Brief:
Write out all the material exactly. Leave nothing out.

Data section:
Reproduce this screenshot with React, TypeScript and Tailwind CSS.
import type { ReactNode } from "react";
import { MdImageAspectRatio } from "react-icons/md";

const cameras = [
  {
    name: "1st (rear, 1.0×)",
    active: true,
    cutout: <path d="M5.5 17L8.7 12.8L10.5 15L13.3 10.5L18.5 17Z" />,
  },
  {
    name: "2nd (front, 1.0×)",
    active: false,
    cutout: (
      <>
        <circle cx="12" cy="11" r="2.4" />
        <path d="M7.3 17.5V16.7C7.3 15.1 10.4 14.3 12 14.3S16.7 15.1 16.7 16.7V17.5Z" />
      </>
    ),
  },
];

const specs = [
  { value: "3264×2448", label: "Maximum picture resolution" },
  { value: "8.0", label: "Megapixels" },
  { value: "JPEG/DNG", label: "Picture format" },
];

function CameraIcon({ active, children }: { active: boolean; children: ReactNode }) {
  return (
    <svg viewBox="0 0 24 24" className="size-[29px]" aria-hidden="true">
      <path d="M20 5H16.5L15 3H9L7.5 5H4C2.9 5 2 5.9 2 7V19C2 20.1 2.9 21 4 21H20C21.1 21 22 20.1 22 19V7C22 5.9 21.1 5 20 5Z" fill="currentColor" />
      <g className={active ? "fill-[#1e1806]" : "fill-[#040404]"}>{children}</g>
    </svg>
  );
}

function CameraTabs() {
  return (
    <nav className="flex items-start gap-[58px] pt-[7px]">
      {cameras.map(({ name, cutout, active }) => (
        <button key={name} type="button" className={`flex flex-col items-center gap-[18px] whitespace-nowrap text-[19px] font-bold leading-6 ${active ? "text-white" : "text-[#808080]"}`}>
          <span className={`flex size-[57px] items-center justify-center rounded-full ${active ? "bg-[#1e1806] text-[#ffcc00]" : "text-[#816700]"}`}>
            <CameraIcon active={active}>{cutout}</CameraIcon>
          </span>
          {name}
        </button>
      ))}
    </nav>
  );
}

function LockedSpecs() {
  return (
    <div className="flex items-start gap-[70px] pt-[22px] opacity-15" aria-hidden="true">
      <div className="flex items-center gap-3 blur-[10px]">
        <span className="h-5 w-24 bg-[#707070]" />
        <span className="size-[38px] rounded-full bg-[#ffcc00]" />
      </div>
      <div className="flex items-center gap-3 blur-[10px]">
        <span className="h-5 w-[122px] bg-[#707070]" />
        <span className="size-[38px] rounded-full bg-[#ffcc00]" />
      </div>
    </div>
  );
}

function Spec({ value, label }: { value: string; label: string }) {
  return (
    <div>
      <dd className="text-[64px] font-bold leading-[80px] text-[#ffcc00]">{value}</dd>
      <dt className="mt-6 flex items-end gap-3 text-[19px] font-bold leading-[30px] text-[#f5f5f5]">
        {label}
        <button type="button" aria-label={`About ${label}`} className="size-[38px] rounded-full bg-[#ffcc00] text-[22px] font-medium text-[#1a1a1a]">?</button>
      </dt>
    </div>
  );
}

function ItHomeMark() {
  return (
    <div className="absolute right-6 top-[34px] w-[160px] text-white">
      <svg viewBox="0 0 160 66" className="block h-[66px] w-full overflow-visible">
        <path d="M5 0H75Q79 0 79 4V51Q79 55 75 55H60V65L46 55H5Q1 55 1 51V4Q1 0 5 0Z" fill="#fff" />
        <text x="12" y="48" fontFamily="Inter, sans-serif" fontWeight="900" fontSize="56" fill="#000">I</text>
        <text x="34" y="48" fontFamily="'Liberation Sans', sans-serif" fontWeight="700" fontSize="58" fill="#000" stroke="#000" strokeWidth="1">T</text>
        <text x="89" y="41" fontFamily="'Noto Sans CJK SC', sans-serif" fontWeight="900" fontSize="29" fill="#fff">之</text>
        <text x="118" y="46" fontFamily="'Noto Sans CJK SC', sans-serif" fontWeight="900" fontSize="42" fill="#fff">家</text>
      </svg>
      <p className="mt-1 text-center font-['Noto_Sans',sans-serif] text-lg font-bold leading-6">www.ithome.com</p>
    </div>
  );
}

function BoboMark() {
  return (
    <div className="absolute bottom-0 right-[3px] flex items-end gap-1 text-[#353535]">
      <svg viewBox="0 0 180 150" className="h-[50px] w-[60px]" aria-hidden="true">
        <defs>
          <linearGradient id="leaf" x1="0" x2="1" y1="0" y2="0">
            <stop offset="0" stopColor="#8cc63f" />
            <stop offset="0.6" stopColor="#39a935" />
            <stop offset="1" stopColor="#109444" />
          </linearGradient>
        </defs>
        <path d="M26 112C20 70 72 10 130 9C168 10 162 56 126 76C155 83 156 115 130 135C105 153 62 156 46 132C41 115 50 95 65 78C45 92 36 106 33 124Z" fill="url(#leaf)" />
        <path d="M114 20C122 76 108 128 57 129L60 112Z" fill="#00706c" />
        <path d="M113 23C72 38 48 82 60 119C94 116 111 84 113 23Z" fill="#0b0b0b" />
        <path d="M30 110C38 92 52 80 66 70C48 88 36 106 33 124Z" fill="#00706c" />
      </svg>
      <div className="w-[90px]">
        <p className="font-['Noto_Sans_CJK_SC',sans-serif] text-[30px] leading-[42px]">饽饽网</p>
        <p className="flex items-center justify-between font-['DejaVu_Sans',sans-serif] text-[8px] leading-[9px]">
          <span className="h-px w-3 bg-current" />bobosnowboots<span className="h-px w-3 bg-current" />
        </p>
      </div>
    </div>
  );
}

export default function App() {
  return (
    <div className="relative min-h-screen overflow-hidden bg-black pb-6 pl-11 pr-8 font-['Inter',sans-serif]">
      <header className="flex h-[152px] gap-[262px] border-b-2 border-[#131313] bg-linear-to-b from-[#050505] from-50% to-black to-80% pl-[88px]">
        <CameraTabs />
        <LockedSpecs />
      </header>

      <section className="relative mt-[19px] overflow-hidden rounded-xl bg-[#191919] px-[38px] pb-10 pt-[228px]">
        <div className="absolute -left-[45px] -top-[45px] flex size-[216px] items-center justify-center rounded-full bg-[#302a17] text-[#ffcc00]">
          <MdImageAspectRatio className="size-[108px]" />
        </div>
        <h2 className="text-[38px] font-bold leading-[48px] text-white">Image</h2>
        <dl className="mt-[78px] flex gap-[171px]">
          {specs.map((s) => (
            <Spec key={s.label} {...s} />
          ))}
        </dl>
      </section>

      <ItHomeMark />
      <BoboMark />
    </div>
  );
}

Output for this exercise:
Reproduce this screenshot with React, TypeScript and Tailwind CSS.
import type { ReactNode } from "react";
import { MdImageAspectRatio } from "react-icons/md";

const cameras = [
  {
    name: "1st (rear, 1.0×)",
    active: true,
    cutout: <path d="M5.5 17L8.7 12.8L10.5 15L13.3 10.5L18.5 17Z" />,
  },
  {
    name: "2nd (front, 1.0×)",
    active: false,
    cutout: (
      <>
        <circle cx="12" cy="11" r="2.4" />
        <path d="M7.3 17.5V16.7C7.3 15.1 10.4 14.3 12 14.3S16.7 15.1 16.7 16.7V17.5Z" />
      </>
    ),
  },
];

const specs = [
  { value: "3264×2448", label: "Maximum picture resolution" },
  { value: "8.0", label: "Megapixels" },
  { value: "JPEG/DNG", label: "Picture format" },
];

function CameraIcon({ active, children }: { active: boolean; children: ReactNode }) {
  return (
    <svg viewBox="0 0 24 24" className="size-[29px]" aria-hidden="true">
      <path d="M20 5H16.5L15 3H9L7.5 5H4C2.9 5 2 5.9 2 7V19C2 20.1 2.9 21 4 21H20C21.1 21 22 20.1 22 19V7C22 5.9 21.1 5 20 5Z" fill="currentColor" />
      <g className={active ? "fill-[#1e1806]" : "fill-[#040404]"}>{children}</g>
    </svg>
  );
}

function CameraTabs() {
  return (
    <nav className="flex items-start gap-[58px] pt-[7px]">
      {cameras.map(({ name, cutout, active }) => (
        <button key={name} type="button" className={`flex flex-col items-center gap-[18px] whitespace-nowrap text-[19px] font-bold leading-6 ${active ? "text-white" : "text-[#808080]"}`}>
          <span className={`flex size-[57px] items-center justify-center rounded-full ${active ? "bg-[#1e1806] text-[#ffcc00]" : "text-[#816700]"}`}>
            <CameraIcon active={active}>{cutout}</CameraIcon>
          </span>
          {name}
        </button>
      ))}
    </nav>
  );
}

function LockedSpecs() {
  return (
    <div className="flex items-start gap-[70px] pt-[22px] opacity-15" aria-hidden="true">
      <div className="flex items-center gap-3 blur-[10px]">
        <span className="h-5 w-24 bg-[#707070]" />
        <span className="size-[38px] rounded-full bg-[#ffcc00]" />
      </div>
      <div className="flex items-center gap-3 blur-[10px]">
        <span className="h-5 w-[122px] bg-[#707070]" />
        <span className="size-[38px] rounded-full bg-[#ffcc00]" />
      </div>
    </div>
  );
}

function Spec({ value, label }: { value: string; label: string }) {
  return (
    <div>
      <dd className="text-[64px] font-bold leading-[80px] text-[#ffcc00]">{value}</dd>
      <dt className="mt-6 flex items-end gap-3 text-[19px] font-bold leading-[30px] text-[#f5f5f5]">
        {label}
        <button type="button" aria-label={`About ${label}`} className="size-[38px] rounded-full bg-[#ffcc00] text-[22px] font-medium text-[#1a1a1a]">?</button>
      </dt>
    </div>
  );
}

function ItHomeMark() {
  return (
    <div className="absolute right-6 top-[34px] w-[160px] text-white">
      <svg viewBox="0 0 160 66" className="block h-[66px] w-full overflow-visible">
        <path d="M5 0H75Q79 0 79 4V51Q79 55 75 55H60V65L46 55H5Q1 55 1 51V4Q1 0 5 0Z" fill="#fff" />
        <text x="12" y="48" fontFamily="Inter, sans-serif" fontWeight="900" fontSize="56" fill="#000">I</text>
        <text x="34" y="48" fontFamily="'Liberation Sans', sans-serif" fontWeight="700" fontSize="58" fill="#000" stroke="#000" strokeWidth="1">T</text>
        <text x="89" y="41" fontFamily="'Noto Sans CJK SC', sans-serif" fontWeight="900" fontSize="29" fill="#fff">之</text>
        <text x="118" y="46" fontFamily="'Noto Sans CJK SC', sans-serif" fontWeight="900" fontSize="42" fill="#fff">家</text>
      </svg>
      <p className="mt-1 text-center font-['Noto_Sans',sans-serif] text-lg font-bold leading-6">www.ithome.com</p>
    </div>
  );
}

function BoboMark() {
  return (
    <div className="absolute bottom-0 right-[3px] flex items-end gap-1 text-[#353535]">
      <svg viewBox="0 0 180 150" className="h-[50px] w-[60px]" aria-hidden="true">
        <defs>
          <linearGradient id="leaf" x1="0" x2="1" y1="0" y2="0">
            <stop offset="0" stopColor="#8cc63f" />
            <stop offset="0.6" stopColor="#39a935" />
            <stop offset="1" stopColor="#109444" />
          </linearGradient>
        </defs>
        <path d="M26 112C20 70 72 10 130 9C168 10 162 56 126 76C155 83 156 115 130 135C105 153 62 156 46 132C41 115 50 95 65 78C45 92 36 106 33 124Z" fill="url(#leaf)" />
        <path d="M114 20C122 76 108 128 57 129L60 112Z" fill="#00706c" />
        <path d="M113 23C72 38 48 82 60 119C94 116 111 84 113 23Z" fill="#0b0b0b" />
        <path d="M30 110C38 92 52 80 66 70C48 88 36 106 33 124Z" fill="#00706c" />
      </svg>
      <div className="w-[90px]">
        <p className="font-['Noto_Sans_CJK_SC',sans-serif] text-[30px] leading-[42px]">饽饽网</p>
        <p className="flex items-center justify-between font-['DejaVu_Sans',sans-serif] text-[8px] leading-[9px]">
          <span className="h-px w-3 bg-current" />bobosnowboots<span className="h-px w-3 bg-current" />
        </p>
      </div>
    </div>
  );
}

export default function App() {
  return (
    <div className="relative min-h-screen overflow-hidden bg-black pb-6 pl-11 pr-8 font-['Inter',sans-serif]">
      <header className="flex h-[152px] gap-[262px] border-b-2 border-[#131313] bg-linear-to-b from-[#050505] from-50% to-black to-80% pl-[88px]">
        <CameraTabs />
        <LockedSpecs />
      </header>

      <section className="relative mt-[19px] overflow-hidden rounded-xl bg-[#191919] px-[38px] pb-10 pt-[228px]">
        <div className="absolute -left-[45px] -top-[45px] flex size-[216px] items-center justify-center rounded-full bg-[#302a17] text-[#ffcc00]">
          <MdImageAspectRatio className="size-[108px]" />
        </div>
        <h2 className="text-[38px] font-bold leading-[48px] text-white">Image</h2>
        <dl className="mt-[78px] flex gap-[171px]">
          {specs.map((s) => (
            <Spec key={s.label} {...s} />
          ))}
        </dl>
      </section>

      <ItHomeMark />
      <BoboMark />
    </div>
  );
}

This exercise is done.